History
Founded by Dr. Kim Lyun-joon in 1939 in the eastern part of Seoul, Hanyang University is now one of the largest and most prestigious universities in Korea. The university currently consists of two campuses, 23 colleges, 100 departments, and 21 graduate schools and has annual enrollment totals of over 22,000 and 13,000 on the Seoul and Ansan campuses respectively.
While Hanyang has already established itself as one of the premier universities in Korea, its current goal is to become a truly global university. The realization of this goal has been proceeding in several stages. In the early 1970s, Hanyang established the Institute for Sino-Soviet Studies (ISSS) in order to promote scholarship on the communist bloc countries, with particular emphasis on China and the former Soviet Union. Since that time, the academic activities conducted by the ISSS have resulted in Hanyang University being recognized as a leading research center in those fields. However, with the advent of globalization and the collapse of the former Soviet Union and communism in Eastern Europe, it became evident that the academic activities of the ISSS needed to be reformed and expanded in order to keep pace with these changes.
Subsequently, Hanyang made provisions for the establishment of a graduate school of international studies in its five-year plan, drawn up in 1994. This advance planning paid off in 1996, when the Korean government awarded Hanyang a five-year grant to establish its Graduate School of International Studies (GSIS) in the following year.

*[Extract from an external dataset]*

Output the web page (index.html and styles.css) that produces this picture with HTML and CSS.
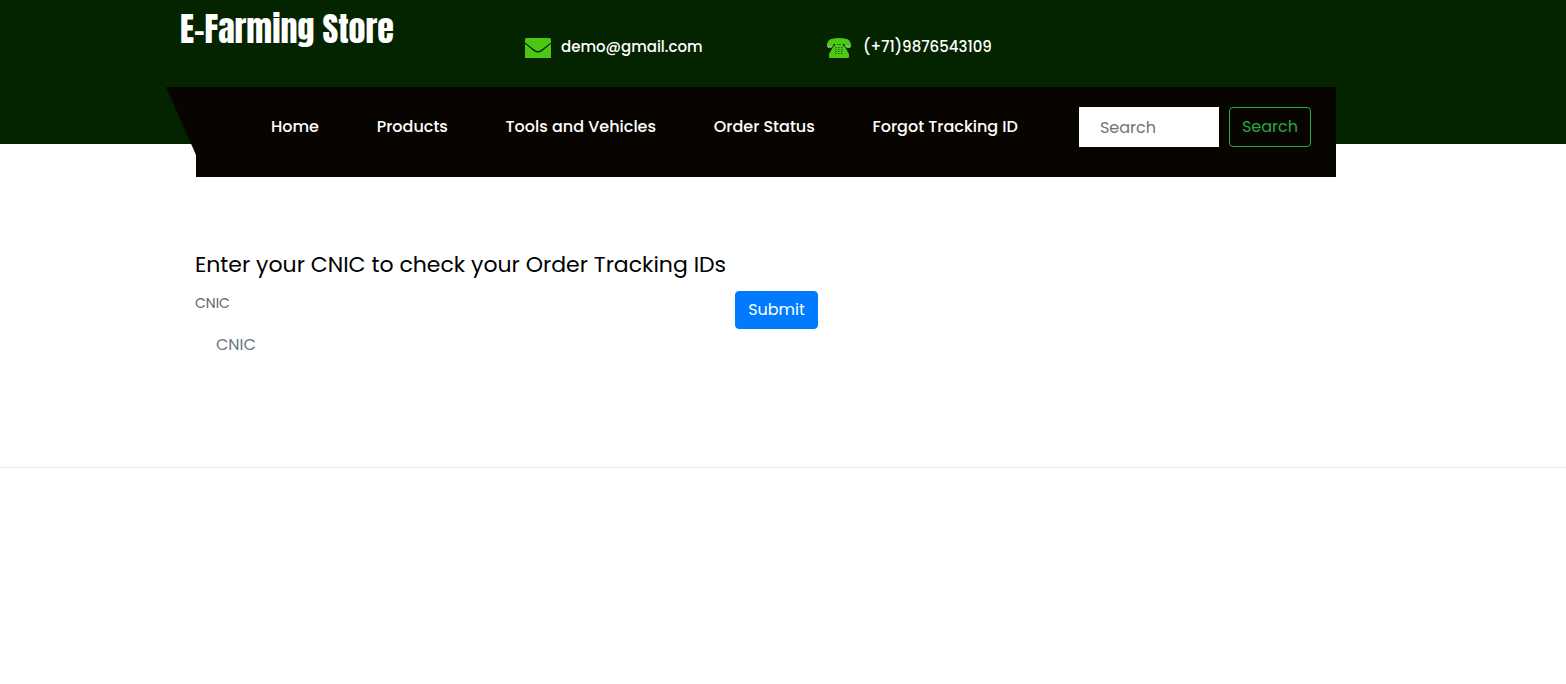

The creation in March 2004 of the Division of International Studies, a unique four-year undergraduate program integrating international relations, business education, and advanced language training, takes Hanyang’s globalization strategy one large step further. Indeed, in providing an international education, not only to DIS students, but to all Hanyang undergraduates as well as to exchange students from abroad, the DIS has quickly emerged as the engine of globalization at Hanyang.